A coercive humanitarian intervention would be complicated and costly. During the 2004 tsunami, some 24 U.S. ships and 16,000 troops were deployed in countries across the region; the mission cost the U.S. $5 million a day. Ultimately, the U.S. pledged nearly $900 million to tsunami relief. (By contrast, it has offered just $3.25 million to Burma.) But the risks would be greater this time: the Burmese government's xenophobia and insecurity make them prone to view U.S. troops or worse, foreign relief workers as hostile forces. (Remember Black Hawk Down?) Even if the U.S. and its allies made clear that their actions were strictly for humanitarian purposes, it's unlikely the junta would believe them. "You have to think it through do you want to secure an area of the country by military force? What kinds of potential security risks would that create?" says Egelend. "I can't imagine any humanitarian organization wanting to shoot their way in with food."
So what other options exist? Retired General William Nash of the Council on Foreign Relations says the U.S. should first pressure China to use its influence over the junta to get them to open up and then supply support to the Thai and Indonesian militaries to carry out relief missions. "We can pay for it we can provide repair parts to the Indonesians so they can get their Air Force up. We can lend the them two C-130s and let them paint the Indonesian flag on them," Nash says. "We have to get the stuff to people who can deliver it and who the Burmese government will accept, even if takes an extra day or two and even if it's not as efficient as the good old U.S. military." Egeland advocates that the U.N. Security Council take punitive steps short of war, such as freezing the regime's assets and issuing warrants for the arrest of individual junta members if they were to leave the country. Similar measures succeeded in getting the government of Ivory Coast to let in foreign relief teams in 2002, Egelend says.
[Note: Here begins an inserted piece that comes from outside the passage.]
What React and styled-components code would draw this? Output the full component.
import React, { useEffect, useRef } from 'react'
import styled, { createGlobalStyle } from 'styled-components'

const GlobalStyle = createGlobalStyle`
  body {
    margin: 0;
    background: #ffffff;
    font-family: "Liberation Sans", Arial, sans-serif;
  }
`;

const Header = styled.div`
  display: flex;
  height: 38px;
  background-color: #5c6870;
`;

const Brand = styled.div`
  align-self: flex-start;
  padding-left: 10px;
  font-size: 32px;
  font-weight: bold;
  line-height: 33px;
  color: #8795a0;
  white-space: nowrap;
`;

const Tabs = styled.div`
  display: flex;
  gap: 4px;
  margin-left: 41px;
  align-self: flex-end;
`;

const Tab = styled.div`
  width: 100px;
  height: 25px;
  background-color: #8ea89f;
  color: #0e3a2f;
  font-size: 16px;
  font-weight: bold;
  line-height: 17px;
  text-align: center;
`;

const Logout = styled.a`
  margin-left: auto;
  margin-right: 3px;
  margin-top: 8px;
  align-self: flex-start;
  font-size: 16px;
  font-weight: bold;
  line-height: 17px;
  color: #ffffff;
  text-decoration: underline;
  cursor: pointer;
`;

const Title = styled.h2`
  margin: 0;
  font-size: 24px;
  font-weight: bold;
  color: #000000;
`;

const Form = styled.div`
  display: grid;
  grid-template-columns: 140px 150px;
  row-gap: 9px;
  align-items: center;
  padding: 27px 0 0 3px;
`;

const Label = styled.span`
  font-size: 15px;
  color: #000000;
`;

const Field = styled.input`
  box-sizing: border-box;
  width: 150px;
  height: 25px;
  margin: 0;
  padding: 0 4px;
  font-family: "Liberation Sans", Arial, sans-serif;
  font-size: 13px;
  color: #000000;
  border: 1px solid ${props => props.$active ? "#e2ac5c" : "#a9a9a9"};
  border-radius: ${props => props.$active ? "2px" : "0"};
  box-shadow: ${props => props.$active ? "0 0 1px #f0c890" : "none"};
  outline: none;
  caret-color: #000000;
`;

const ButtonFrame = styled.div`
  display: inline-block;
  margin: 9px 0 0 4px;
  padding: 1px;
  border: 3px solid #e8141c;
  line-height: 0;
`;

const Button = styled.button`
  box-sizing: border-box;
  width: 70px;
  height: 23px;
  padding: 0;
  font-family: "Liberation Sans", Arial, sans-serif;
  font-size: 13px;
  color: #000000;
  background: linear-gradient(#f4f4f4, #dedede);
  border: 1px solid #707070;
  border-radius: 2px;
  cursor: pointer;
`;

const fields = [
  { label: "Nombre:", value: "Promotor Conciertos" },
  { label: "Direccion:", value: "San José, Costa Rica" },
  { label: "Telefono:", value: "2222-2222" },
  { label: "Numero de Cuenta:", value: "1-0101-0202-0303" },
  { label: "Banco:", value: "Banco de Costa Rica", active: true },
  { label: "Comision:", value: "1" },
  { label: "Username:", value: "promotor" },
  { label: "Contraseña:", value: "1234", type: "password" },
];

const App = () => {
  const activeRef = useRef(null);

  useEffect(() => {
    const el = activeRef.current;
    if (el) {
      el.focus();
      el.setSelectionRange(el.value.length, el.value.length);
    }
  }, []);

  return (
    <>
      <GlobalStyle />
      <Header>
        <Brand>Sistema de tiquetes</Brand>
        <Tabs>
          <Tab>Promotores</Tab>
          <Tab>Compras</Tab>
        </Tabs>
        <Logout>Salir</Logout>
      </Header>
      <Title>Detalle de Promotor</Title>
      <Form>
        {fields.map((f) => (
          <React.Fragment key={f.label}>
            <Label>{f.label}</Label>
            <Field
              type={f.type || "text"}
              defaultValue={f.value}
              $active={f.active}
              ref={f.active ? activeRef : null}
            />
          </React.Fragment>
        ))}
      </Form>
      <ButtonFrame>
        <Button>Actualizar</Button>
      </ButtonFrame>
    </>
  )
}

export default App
And if that fails? "It's important for the rulers to know the world has other options," Egeland says. "If there were, say, the threat of a cholera epidemic that could claim hundreds of thousands of lives and the government was incapable of preventing it, then maybe yes you would intervene unilaterally." But by then, it could be too late. The cold truth is that states rarely undertake military action unless their national interests are at stake; and the world has yet to reach a consensus about when, and under what circumstances, coercive interventions in the name of averting humanitarian disasters are permissible. As the response to the 2004 tsunami proved, the world's capacity for mercy is limitless. But we still haven't figured out when to give war a chance.